Eine letzte Ahnung: Es heißt im Film, einige der Neufundländer besäßen die Fähigkeit, mit zwei Gesichtern zu sehen, einem normalen und einem hellseherischen. Bunny hat offenbar diese Fähigkeit; sie sieht voraus, wie das alte, frisch renovierte Haus vom Sturm aus den Angeln gehoben wird. Auch dies passiert im Film eher beiläufig. Doch diese Mischung aus Realität und Mysterium, aus dem schwierigen Versuch, dem Verlorensein zu entgehen und der Magie, die im Roman wohl eine zentrale Rolle spielen muss (man möge mich korrigieren), ist auf eine allzu leichte Art in Szene gesetzt.

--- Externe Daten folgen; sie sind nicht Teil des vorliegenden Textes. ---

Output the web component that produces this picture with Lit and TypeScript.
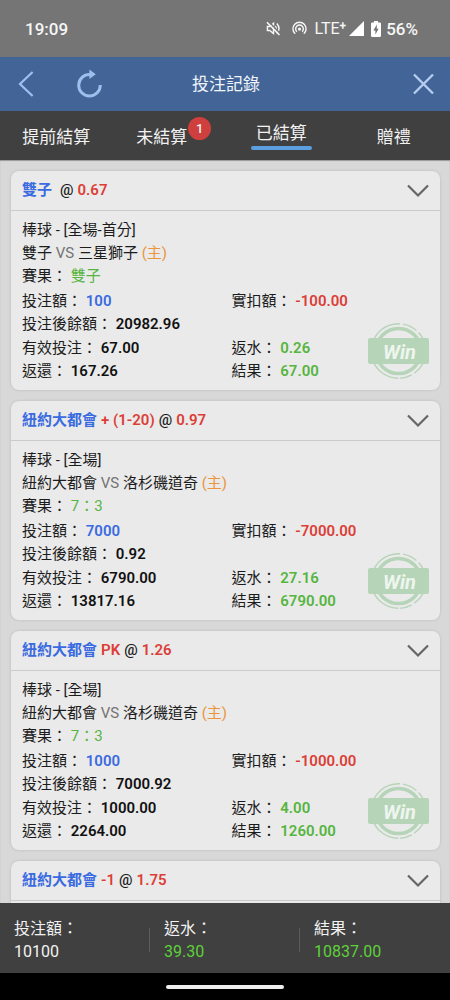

Trotz alledem fasziniert der Streifen, nicht nur durch die mimischen Fähigkeiten von Judi Dench, Julianne Moore und Kevin Spacey. Auch die anderen Rollen, etwa die der Kollegen von Quoyle (Rhys Ifans, Gordon Pinsent, Pete Postlethwaite, Scott Glenn), sind gut besetzt. Das Gastspiel von Cate Blanchett allerdings hat mir gar nicht gefallen.

Die Handlung selbst hat durchaus ihre humorvollen und überzeugenden Seiten. Es fehlt ihr eher an dem, was man den „letzten Durchbruch“ nennen könnte, das allerdings an manchmal entscheidenden Stellen.

Man weiß um die Schwierigkeiten der Verfilmung von Romanen, insbesondere dann, wenn die Vorlagen – was ich hier vermute – sich vor allem durch intensive und dichte Beschreibungen auszeichnen und weniger „dialogfreudig“ sind. „The Shipping News“ lässt zumindest die Vermutung zu, wie ein verlorener Mann wie Quoyle sich seiner Bürde entledigen kann, nicht ohne die Hilfe der rauen, aber dennoch herzlichen Einwohner eines Nestes, in dem Tragik und Glück ihren eigenen Gesetzen zu folgen scheinen.